July 22, 2018; Crain’s Detroit Business
In these days of higher media scrutiny of nonprofits, it is good to consider how things might look to the public, who expect the highest forms of accountability from nonprofits.
For instance, this year, when Crain’s Detroit Business was doing its annual look at the highest nonprofit CEO salaries in Detroit, it came across a new name—Norman Yatooma.
Yatooma works for Charity Motors, a 22-year-old 501c3 with annual revenue in the $6 million range. He’s not just the 12th-highest-paid nonprofit executive in Detroit, with compensation of $263,585; he’s also chair of the board. The organization’s 2016 Form 990 also listed Martin Setchel as pulling down six figures in compensation as the organization’s operations director.
The nonprofit’s review process for this 990, according to that self-same report, is reported to involve the board chair and the operations director—in other words, two paid members of staff, one of whom sits on the board. There is no mention of the board treasurer. This in and of itself suggests that conflict-of-interest policies may not be fully embraced in spirit.

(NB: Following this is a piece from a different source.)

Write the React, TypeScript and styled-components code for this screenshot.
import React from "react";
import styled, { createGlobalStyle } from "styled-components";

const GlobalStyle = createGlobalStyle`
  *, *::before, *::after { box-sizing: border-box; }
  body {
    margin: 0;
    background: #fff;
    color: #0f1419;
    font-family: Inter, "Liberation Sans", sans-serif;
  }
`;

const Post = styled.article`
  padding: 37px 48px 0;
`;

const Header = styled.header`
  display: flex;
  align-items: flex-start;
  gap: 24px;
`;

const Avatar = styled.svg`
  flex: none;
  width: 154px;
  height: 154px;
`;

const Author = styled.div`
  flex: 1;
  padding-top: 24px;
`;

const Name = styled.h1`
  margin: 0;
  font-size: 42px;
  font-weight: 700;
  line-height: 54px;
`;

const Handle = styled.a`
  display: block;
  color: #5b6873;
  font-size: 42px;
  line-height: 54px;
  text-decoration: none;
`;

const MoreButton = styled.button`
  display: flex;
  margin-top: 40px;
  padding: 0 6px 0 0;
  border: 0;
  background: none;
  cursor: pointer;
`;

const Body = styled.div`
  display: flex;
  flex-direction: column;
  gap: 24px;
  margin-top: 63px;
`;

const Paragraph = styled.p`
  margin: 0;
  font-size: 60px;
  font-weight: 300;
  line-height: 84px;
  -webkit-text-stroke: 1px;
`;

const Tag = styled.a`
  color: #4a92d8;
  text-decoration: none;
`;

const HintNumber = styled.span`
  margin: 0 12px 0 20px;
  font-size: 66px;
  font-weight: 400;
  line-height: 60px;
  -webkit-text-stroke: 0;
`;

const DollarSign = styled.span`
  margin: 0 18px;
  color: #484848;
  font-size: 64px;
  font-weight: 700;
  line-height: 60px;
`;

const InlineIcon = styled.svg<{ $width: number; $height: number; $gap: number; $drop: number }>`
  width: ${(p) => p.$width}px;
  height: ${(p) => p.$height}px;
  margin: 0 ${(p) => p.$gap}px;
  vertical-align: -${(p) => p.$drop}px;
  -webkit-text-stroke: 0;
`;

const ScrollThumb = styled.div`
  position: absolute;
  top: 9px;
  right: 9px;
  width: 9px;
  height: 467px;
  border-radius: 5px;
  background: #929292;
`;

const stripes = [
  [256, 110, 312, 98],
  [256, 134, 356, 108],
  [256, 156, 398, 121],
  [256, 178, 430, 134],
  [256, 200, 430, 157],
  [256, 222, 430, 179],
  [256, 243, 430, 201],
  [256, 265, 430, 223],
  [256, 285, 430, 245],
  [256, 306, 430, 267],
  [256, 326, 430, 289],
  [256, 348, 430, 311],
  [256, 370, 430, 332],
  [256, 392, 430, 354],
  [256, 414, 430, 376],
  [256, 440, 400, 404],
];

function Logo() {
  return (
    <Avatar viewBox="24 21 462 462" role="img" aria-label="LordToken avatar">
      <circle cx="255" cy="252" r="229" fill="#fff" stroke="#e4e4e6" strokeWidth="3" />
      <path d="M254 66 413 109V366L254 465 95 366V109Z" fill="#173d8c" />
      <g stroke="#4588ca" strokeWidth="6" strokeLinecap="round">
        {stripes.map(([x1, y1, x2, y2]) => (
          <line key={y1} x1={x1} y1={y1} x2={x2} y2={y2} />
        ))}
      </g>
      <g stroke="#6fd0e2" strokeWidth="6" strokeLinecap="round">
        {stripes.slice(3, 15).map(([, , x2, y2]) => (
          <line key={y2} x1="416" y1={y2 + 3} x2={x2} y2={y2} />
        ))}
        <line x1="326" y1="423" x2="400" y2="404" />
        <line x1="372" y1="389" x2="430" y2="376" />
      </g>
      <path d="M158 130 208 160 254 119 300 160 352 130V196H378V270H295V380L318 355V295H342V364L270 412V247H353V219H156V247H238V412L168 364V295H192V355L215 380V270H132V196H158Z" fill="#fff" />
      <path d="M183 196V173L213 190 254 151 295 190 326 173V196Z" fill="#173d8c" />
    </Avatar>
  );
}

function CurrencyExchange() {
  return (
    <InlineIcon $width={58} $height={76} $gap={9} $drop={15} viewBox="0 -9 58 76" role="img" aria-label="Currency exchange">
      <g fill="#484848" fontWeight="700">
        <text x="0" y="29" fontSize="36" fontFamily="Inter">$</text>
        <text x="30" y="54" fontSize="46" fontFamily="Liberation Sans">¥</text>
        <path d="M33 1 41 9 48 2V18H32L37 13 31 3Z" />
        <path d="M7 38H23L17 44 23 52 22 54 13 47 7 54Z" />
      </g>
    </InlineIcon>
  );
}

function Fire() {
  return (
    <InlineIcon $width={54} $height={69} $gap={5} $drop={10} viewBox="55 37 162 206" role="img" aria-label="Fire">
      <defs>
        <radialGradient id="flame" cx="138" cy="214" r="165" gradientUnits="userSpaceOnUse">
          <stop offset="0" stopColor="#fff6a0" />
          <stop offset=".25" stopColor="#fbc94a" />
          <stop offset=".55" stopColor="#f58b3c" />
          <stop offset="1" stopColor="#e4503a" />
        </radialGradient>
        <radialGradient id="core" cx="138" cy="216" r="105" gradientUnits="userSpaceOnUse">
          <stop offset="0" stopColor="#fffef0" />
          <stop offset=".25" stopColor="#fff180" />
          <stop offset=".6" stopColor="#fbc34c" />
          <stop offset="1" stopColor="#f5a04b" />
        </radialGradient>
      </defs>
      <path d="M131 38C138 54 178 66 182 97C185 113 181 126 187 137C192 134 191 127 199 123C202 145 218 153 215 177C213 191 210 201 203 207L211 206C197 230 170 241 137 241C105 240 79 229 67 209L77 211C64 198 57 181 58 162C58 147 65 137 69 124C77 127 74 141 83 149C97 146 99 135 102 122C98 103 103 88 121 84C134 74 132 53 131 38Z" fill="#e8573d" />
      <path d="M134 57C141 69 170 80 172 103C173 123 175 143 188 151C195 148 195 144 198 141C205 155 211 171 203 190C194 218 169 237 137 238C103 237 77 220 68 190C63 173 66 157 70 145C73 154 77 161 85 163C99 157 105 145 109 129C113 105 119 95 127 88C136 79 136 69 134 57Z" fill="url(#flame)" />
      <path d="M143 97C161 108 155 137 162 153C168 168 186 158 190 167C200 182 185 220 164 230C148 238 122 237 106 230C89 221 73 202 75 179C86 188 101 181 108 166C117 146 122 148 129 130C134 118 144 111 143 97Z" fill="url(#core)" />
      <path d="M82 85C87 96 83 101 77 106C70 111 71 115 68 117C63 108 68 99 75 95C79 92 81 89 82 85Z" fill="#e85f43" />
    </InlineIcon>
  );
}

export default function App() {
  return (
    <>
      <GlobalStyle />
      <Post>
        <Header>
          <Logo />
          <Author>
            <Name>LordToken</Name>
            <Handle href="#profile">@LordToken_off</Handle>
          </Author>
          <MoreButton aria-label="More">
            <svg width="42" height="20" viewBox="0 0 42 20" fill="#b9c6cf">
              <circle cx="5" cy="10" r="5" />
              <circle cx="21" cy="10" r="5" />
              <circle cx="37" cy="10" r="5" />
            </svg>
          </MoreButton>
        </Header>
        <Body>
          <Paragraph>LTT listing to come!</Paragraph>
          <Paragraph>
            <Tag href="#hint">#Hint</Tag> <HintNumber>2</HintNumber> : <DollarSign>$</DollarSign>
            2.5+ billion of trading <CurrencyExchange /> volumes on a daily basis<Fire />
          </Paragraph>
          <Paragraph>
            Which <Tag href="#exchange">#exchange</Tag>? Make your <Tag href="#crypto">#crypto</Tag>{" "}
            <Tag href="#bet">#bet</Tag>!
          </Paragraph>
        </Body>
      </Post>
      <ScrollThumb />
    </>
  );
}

Let’s remember for a moment that part of what a board does is ensure that an organization’s policies are ethical and in line with its stated purpose and values. This requires the board to take an objective view of the performance of the executive and executive team. This oversight is part of the accountability structure of every nonprofit, so that self-interest never overcomes public benefit. When both top executives sit on the board, possibilities for a serious ethical slide abound.
One might think Yatooma should know to err on the side of caution. He has a full-time job as an attorney at his own law firm, Norman Yatooma & Associates, PC. Yatooma is also founder and current president of the 17-year-old Yatooma’s Foundation for the Kids, where he purportedly volunteers 15 hours per week. Thus, the managing of Charity Motors, which operates in the sometimes ethically questionable field of vehicle donation programs (see here and here), is one of many key roles Yatooma is juggling.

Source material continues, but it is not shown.